We studied the A2–B2 ordering in NbMoTaW refractory alloys, in particular the impact of vibrations, electronic excitations, and lattice distortions on the ordering temperature, as well as the impact of B2 ordering on thermodynamic properties. We find that relaxations and B2 ordering have only marginal impact on the ground state volume and bulk modulus. The heat capacity of B2 and A2 differ little, although there is of course a significant contribution due to long and short-range order around the order–disorder temperature. The volume expansion and bulk modulus do not appear to be affected by the B2 ordering.

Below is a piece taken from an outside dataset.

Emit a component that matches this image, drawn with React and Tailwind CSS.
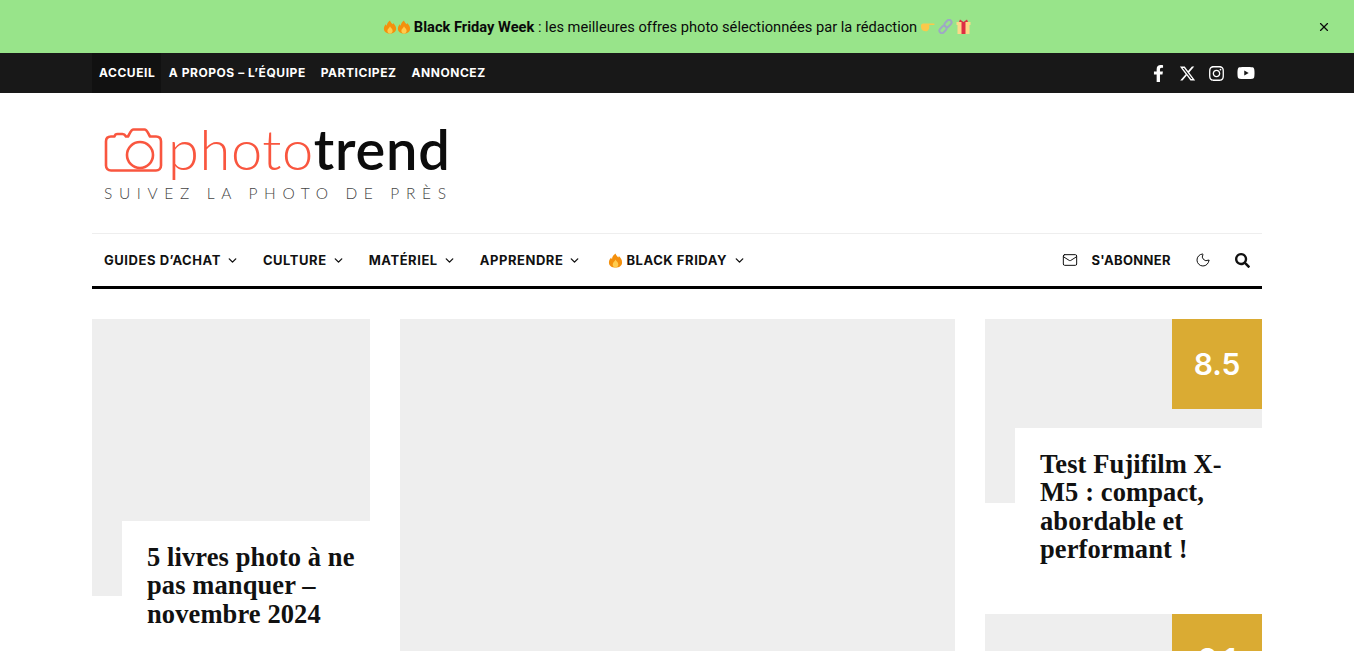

Based on total energy calculations and ideal configurational entropy, the A2–B2 ordering temperature is found to be in good agreement with previous works. Vibrations are found to play a minor role in determining the ordering temperature. In contrast to the A2 phase, the B2 phase is only slightly affected by atomic relaxations, due to the similar size of Nb and Ta as well as Mo and W. Regarding the competition of A2 and B2 Gibbs energies, the lattice relaxations turn out to significantly reduce the predicted ordering temperature by almost 30%.

Our results suggest that although thermodynamic properties of the refractory NbMoTaW HEA can be efficiently modeled based on static lattice calculations, accurate ordering temperature computations require the inclusion of local atomic relaxations.